▶ _Supplied information_
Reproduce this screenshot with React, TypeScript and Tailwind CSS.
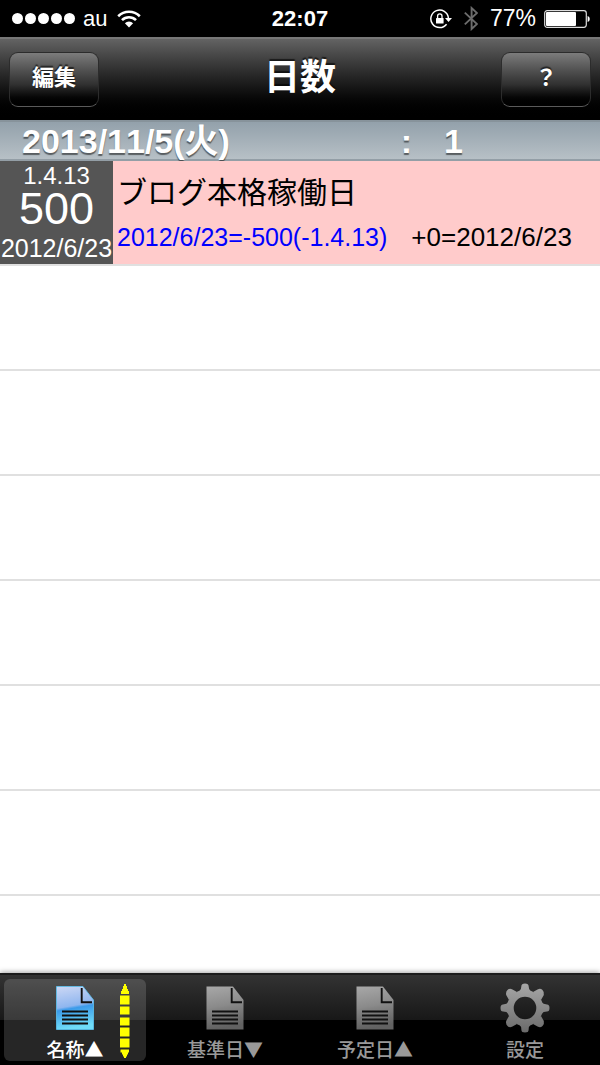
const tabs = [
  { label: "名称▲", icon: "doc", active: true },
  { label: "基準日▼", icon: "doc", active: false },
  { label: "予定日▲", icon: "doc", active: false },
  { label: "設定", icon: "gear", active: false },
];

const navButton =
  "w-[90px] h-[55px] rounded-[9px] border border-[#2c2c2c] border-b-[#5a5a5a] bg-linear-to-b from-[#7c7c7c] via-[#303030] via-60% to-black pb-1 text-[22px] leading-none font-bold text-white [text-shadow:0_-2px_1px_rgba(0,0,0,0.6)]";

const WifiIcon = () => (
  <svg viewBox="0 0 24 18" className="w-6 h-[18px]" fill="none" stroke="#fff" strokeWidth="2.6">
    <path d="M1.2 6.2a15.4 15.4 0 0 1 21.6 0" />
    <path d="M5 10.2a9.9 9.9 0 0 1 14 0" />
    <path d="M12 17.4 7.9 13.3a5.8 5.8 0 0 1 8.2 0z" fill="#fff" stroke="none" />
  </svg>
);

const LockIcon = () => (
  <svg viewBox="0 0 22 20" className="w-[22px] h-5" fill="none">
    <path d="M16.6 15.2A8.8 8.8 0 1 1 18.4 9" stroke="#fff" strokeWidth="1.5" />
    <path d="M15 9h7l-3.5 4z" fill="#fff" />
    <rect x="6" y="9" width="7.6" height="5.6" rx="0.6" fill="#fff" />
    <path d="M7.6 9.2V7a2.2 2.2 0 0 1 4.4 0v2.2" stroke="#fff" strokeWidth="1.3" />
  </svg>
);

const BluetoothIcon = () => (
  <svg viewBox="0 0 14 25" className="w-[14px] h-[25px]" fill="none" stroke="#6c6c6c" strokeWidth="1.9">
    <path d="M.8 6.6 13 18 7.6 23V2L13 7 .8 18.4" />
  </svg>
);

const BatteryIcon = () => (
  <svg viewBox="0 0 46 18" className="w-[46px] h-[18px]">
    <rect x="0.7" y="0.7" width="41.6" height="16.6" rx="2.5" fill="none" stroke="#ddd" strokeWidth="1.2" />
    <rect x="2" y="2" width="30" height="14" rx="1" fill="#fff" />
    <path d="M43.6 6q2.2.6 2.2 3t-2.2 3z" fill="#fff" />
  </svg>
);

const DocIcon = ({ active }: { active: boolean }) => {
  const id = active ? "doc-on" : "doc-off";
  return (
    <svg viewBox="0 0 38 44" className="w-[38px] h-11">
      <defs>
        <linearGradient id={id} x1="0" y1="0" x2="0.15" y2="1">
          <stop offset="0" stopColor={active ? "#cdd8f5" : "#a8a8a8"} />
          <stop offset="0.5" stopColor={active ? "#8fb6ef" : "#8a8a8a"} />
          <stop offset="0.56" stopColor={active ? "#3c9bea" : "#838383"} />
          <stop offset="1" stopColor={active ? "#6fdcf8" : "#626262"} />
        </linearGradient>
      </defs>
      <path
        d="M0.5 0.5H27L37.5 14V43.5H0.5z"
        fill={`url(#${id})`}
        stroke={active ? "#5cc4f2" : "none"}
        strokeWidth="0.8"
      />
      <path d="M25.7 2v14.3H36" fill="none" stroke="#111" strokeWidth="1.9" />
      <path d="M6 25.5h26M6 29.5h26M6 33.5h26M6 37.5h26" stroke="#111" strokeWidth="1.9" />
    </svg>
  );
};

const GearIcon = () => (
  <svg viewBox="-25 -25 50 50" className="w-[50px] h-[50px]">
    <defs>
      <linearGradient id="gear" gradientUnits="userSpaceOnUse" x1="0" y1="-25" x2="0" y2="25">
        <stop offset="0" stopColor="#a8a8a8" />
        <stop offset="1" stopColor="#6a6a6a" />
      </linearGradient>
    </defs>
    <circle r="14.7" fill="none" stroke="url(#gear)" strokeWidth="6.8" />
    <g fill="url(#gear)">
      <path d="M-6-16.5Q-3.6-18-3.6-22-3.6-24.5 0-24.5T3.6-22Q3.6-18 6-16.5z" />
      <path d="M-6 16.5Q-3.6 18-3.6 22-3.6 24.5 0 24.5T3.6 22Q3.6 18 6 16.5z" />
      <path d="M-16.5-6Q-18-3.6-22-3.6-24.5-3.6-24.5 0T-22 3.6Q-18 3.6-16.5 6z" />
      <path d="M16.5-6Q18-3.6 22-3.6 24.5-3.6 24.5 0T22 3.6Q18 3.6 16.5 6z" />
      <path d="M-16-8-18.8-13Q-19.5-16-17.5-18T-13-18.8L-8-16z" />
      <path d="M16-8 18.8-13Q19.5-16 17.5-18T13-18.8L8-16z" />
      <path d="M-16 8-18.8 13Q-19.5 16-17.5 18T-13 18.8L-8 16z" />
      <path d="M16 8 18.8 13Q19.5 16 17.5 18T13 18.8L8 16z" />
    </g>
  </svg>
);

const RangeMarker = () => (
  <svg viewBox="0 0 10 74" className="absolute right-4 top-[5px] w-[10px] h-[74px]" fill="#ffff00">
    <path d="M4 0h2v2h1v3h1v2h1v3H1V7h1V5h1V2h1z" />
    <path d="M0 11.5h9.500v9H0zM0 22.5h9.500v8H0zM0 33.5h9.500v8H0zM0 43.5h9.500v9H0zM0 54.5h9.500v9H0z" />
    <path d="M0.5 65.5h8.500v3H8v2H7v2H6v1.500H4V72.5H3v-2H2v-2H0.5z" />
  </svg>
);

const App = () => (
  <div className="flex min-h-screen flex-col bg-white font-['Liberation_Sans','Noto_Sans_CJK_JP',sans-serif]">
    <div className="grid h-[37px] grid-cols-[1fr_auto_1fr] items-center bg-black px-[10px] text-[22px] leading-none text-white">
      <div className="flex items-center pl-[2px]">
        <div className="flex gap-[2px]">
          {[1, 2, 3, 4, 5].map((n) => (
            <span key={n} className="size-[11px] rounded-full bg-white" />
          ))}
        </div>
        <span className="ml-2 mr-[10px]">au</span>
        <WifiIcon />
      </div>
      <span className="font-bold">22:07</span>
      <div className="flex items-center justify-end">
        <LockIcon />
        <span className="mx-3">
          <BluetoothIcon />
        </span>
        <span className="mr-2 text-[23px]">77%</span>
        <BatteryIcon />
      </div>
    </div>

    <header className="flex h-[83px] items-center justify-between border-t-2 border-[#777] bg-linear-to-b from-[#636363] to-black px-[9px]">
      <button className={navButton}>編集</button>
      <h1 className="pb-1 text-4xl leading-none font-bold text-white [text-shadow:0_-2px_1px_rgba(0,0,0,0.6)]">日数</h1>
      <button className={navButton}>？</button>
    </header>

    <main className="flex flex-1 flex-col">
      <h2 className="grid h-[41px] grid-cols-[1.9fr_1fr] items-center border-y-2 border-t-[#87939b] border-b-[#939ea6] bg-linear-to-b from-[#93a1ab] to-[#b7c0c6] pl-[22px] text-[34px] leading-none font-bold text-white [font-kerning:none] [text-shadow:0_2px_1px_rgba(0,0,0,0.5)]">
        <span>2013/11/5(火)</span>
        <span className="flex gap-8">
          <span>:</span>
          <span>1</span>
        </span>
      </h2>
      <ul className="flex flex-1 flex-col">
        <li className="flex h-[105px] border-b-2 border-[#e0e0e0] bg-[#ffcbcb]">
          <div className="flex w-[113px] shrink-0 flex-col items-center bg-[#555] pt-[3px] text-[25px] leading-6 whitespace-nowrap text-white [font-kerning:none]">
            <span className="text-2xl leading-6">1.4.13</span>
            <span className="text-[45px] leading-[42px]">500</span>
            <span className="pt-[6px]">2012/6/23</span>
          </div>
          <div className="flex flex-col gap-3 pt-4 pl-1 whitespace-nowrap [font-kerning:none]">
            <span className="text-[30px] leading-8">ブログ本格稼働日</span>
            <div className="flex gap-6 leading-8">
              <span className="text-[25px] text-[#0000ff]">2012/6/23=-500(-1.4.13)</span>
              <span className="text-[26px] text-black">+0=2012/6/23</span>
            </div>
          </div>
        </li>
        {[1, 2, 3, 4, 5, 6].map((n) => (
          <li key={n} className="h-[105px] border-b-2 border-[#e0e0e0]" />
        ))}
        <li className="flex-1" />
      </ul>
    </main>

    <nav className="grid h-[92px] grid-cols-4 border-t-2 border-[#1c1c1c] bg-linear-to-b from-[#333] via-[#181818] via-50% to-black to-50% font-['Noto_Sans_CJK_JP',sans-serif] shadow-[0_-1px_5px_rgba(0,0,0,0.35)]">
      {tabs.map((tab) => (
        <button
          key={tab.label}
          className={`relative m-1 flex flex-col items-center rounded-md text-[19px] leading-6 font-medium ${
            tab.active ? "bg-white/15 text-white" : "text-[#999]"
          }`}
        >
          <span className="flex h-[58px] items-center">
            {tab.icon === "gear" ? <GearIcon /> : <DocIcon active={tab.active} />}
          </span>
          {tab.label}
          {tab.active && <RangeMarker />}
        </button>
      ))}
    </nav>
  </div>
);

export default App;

▶ _Written instruction_
Write out each line of the listing above, exactly, from its first line to the line holding "h-[55px] rounded-[9px] border", inclusive. Skip the pictures.

▶ _Result of this task_
Reproduce this screenshot with React, TypeScript and Tailwind CSS.
const tabs = [
  { label: "名称▲", icon: "doc", active: true },
  { label: "基準日▼", icon: "doc", active: false },
  { label: "予定日▲", icon: "doc", active: false },
  { label: "設定", icon: "gear", active: false },
];

const navButton =
  "w-[90px] h-[55px] rounded-[9px] border border-[#2c2c2c] border-b-[#5a5a5a] bg-linear-to-b from-[#7c7c7c] via-[#303030] via-60% to-black pb-1 text-[22px] leading-none font-bold text-white [text-shadow:0_-2px_1px_rgba(0,0,0,0.6)]";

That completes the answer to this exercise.